>> BEGIN
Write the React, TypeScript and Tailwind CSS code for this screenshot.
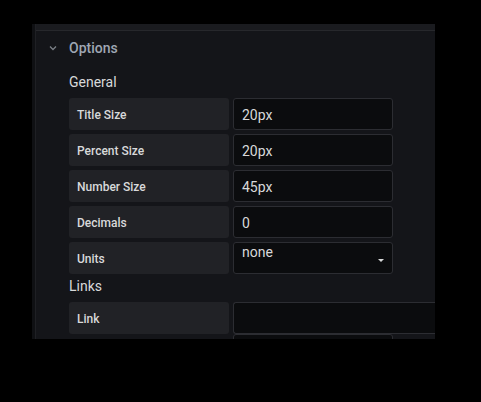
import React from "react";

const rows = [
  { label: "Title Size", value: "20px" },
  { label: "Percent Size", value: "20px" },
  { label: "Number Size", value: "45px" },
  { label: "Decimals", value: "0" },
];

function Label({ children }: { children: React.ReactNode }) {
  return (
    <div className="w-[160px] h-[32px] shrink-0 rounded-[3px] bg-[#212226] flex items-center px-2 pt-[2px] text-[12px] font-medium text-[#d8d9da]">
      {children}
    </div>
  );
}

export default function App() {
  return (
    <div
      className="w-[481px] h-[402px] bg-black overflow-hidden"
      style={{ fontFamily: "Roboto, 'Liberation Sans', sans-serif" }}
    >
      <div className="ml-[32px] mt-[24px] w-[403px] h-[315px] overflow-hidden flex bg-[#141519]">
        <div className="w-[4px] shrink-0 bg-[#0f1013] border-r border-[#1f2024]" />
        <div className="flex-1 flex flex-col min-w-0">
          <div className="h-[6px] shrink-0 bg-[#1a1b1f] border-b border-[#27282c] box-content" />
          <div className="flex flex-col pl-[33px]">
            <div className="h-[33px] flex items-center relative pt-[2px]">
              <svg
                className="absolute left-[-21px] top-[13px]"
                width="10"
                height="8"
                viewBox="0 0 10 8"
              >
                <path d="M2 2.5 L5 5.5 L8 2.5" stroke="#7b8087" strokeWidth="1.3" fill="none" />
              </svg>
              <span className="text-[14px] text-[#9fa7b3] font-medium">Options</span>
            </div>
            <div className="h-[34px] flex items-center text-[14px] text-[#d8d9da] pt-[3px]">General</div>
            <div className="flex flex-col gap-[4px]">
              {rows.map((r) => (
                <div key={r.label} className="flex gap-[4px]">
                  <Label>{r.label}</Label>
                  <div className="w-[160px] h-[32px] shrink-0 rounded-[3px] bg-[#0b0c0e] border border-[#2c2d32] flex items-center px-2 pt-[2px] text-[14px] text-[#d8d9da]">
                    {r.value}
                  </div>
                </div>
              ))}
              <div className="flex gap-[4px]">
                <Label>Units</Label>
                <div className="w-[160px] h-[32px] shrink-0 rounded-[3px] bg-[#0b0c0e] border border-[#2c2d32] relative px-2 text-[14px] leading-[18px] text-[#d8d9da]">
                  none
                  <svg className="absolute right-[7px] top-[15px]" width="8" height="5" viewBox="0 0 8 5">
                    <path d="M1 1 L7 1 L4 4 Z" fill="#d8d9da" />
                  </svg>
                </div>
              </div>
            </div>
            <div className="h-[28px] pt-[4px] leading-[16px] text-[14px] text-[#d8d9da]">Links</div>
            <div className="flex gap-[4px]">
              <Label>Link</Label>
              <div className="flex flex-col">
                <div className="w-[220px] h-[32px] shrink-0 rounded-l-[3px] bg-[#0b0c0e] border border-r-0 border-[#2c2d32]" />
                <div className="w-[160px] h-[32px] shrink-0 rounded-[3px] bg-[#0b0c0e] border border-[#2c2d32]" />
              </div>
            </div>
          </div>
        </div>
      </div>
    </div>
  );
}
>> END
= Goal =
From the first line above through the line containing "import React from", copy everything exactly, without the pictures.

= Result for this exercise =
Write the React, TypeScript and Tailwind CSS code for this screenshot.
import React from "react";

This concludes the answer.